EXERCISE INSTRUCTIONS
Please set down all the lines beneath this one exactly, without the pictures.

§ §

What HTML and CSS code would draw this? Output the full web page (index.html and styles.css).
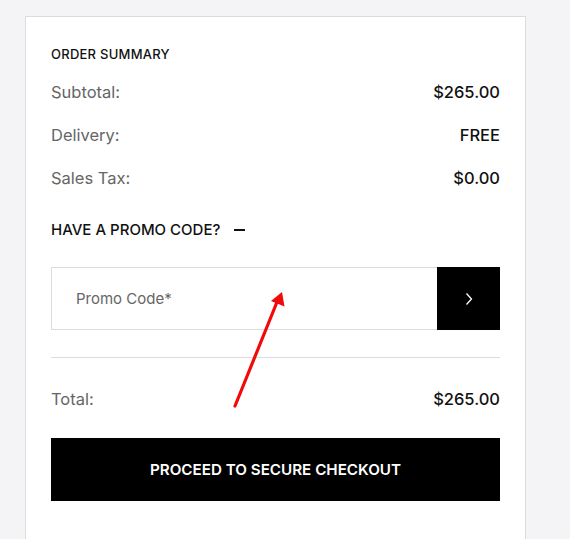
FILE: index.html
```html
<!DOCTYPE html>
<html lang="en">
<head>
    <meta charset="UTF-8">
    <title>Order Summary</title>
    <link rel="stylesheet" href="styles.css">
</head>
<body>
    <div class="summary">
        <h2 class="summary-title">ORDER SUMMARY</h2>
        <div class="row">
            <span class="label">Subtotal:</span>
            <span class="value">$265.00</span>
        </div>
        <div class="row">
            <span class="label">Delivery:</span>
            <span class="value">FREE</span>
        </div>
        <div class="row">
            <span class="label">Sales Tax:</span>
            <span class="value">$0.00</span>
        </div>
        <div class="promo-toggle">
            HAVE A PROMO CODE?
            <span class="minus"></span>
        </div>
        <form class="promo-form">
            <input type="text" class="promo-input" placeholder="Promo Code*">
            <button type="button" class="promo-btn">
                <svg width="8" height="14" viewBox="0 0 8 14">
                    <path d="M1.5 1.5 L6.5 7 L1.5 12.5" fill="none" stroke="#fff" stroke-width="1.3"/>
                </svg>
            </button>
        </form>
        <hr class="divider">
        <div class="row total">
            <span class="label">Total:</span>
            <span class="value">$265.00</span>
        </div>
        <button type="button" class="checkout">PROCEED TO SECURE CHECKOUT</button>
    </div>
    <!-- red annotation arrow -->
    <svg class="annotation" width="570" height="539" viewBox="0 0 570 539">
        <line x1="235" y1="406" x2="277" y2="302" stroke="#f00a0a" stroke-width="3.2" stroke-linecap="round"/>
        <polygon points="282,292 284.5,306.5 271,301" fill="#f00a0a"/>
    </svg>
</body>
</html>
```

FILE: styles.css
```css
body {
    margin: 0;
    background-color: #f4f4f6;
    font-family: Inter, "Noto Sans", Arial, sans-serif;
    height: 539px;
    overflow: hidden;
}
.summary {
    box-sizing: border-box;
    width: 501px;
    min-height: 540px;
    margin: 16px 0 0 25px;
    padding: 27px 25px 0 25px;
    background-color: #fff;
    border: 1px solid #dcdcdc;
    border-bottom: none;
}
.summary-title {
    margin: 0 0 16px;
    font-size: 13px;
    font-weight: 500;
    line-height: 20px;
    color: #111;
    letter-spacing: 0.25px;
}
.row {
    display: flex;
    justify-content: space-between;
    font-size: 16.5px;
    line-height: 24px;
    margin-bottom: 19px;
}
.label {
    color: #666;
}
.value {
    color: #111;
    font-weight: 500;
}
.promo-toggle {
    display: flex;
    align-items: center;
    margin-top: 29px;
    font-size: 15px;
    font-weight: 500;
    line-height: 22px;
    color: #111;
}
.minus {
    display: inline-block;
    width: 11px;
    height: 1.5px;
    margin-left: 14px;
    background-color: #111;
}
.promo-form {
    display: flex;
    margin-top: 26px;
    height: 63px;
}
.promo-input {
    flex: 1;
    box-sizing: border-box;
    height: 63px;
    padding: 0 24px;
    border: 1px solid #dcdcdc;
    border-right: none;
    font-family: inherit;
    font-size: 15px;
    color: #111;
    outline: none;
}
.promo-input::placeholder {
    color: #666;
}
.promo-btn {
    width: 63px;
    height: 63px;
    padding: 0;
    border: none;
    background-color: #000;
    display: flex;
    align-items: center;
    justify-content: center;
    cursor: pointer;
}
.divider {
    margin: 27px 0 29px;
    border: none;
    border-top: 1px solid #dcdcdc;
}
.row.total {
    margin-bottom: 27px;
}
.checkout {
    width: 100%;
    height: 63px;
    border: none;
    background-color: #000;
    color: #fff;
    font-family: inherit;
    font-size: 15.2px;
    font-weight: 600;
    cursor: pointer;
}
.annotation {
    position: absolute;
    top: 0;
    left: 0;
    pointer-events: none;
}
```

§ §

OUTPUT FOR THIS TASK
What HTML and CSS code would draw this? Output the full web page (index.html and styles.css).
FILE: index.html
```html
<!DOCTYPE html>
<html lang="en">
<head>
    <meta charset="UTF-8">
    <title>Order Summary</title>
    <link rel="stylesheet" href="styles.css">
</head>
<body>
    <div class="summary">
        <h2 class="summary-title">ORDER SUMMARY</h2>
        <div class="row">
            <span class="label">Subtotal:</span>
            <span class="value">$265.00</span>
        </div>
        <div class="row">
            <span class="label">Delivery:</span>
            <span class="value">FREE</span>
        </div>
        <div class="row">
            <span class="label">Sales Tax:</span>
            <span class="value">$0.00</span>
        </div>
        <div class="promo-toggle">
            HAVE A PROMO CODE?
            <span class="minus"></span>
        </div>
        <form class="promo-form">
            <input type="text" class="promo-input" placeholder="Promo Code*">
            <button type="button" class="promo-btn">
                <svg width="8" height="14" viewBox="0 0 8 14">
                    <path d="M1.5 1.5 L6.5 7 L1.5 12.5" fill="none" stroke="#fff" stroke-width="1.3"/>
                </svg>
            </button>
        </form>
        <hr class="divider">
        <div class="row total">
            <span class="label">Total:</span>
            <span class="value">$265.00</span>
        </div>
        <button type="button" class="checkout">PROCEED TO SECURE CHECKOUT</button>
    </div>
    <!-- red annotation arrow -->
    <svg class="annotation" width="570" height="539" viewBox="0 0 570 539">
        <line x1="235" y1="406" x2="277" y2="302" stroke="#f00a0a" stroke-width="3.2" stroke-linecap="round"/>
        <polygon points="282,292 284.5,306.5 271,301" fill="#f00a0a"/>
    </svg>
</body>
</html>
```

FILE: styles.css
```css
body {
    margin: 0;
    background-color: #f4f4f6;
    font-family: Inter, "Noto Sans", Arial, sans-serif;
    height: 539px;
    overflow: hidden;
}
.summary {
    box-sizing: border-box;
    width: 501px;
    min-height: 540px;
    margin: 16px 0 0 25px;
    padding: 27px 25px 0 25px;
    background-color: #fff;
    border: 1px solid #dcdcdc;
    border-bottom: none;
}
.summary-title {
    margin: 0 0 16px;
    font-size: 13px;
    font-weight: 500;
    line-height: 20px;
    color: #111;
    letter-spacing: 0.25px;
}
.row {
    display: flex;
    justify-content: space-between;
    font-size: 16.5px;
    line-height: 24px;
    margin-bottom: 19px;
}
.label {
    color: #666;
}
.value {
    color: #111;
    font-weight: 500;
}
.promo-toggle {
    display: flex;
    align-items: center;
    margin-top: 29px;
    font-size: 15px;
    font-weight: 500;
    line-height: 22px;
    color: #111;
}
.minus {
    display: inline-block;
    width: 11px;
    height: 1.5px;
    margin-left: 14px;
    background-color: #111;
}
.promo-form {
    display: flex;
    margin-top: 26px;
    height: 63px;
}
.promo-input {
    flex: 1;
    box-sizing: border-box;
    height: 63px;
    padding: 0 24px;
    border: 1px solid #dcdcdc;
    border-right: none;
    font-family: inherit;
    font-size: 15px;
    color: #111;
    outline: none;
}
.promo-input::placeholder {
    color: #666;
}
.promo-btn {
    width: 63px;
    height: 63px;
    padding: 0;
    border: none;
    background-color: #000;
    display: flex;
    align-items: center;
    justify-content: center;
    cursor: pointer;
}
.divider {
    margin: 27px 0 29px;
    border: none;
    border-top: 1px solid #dcdcdc;
}
.row.total {
    margin-bottom: 27px;
}
.checkout {
    width: 100%;
    height: 63px;
    border: none;
    background-color: #000;
    color: #fff;
    font-family: inherit;
    font-size: 15.2px;
    font-weight: 600;
    cursor: pointer;
}
.annotation {
    position: absolute;
    top: 0;
    left: 0;
    pointer-events: none;
}
```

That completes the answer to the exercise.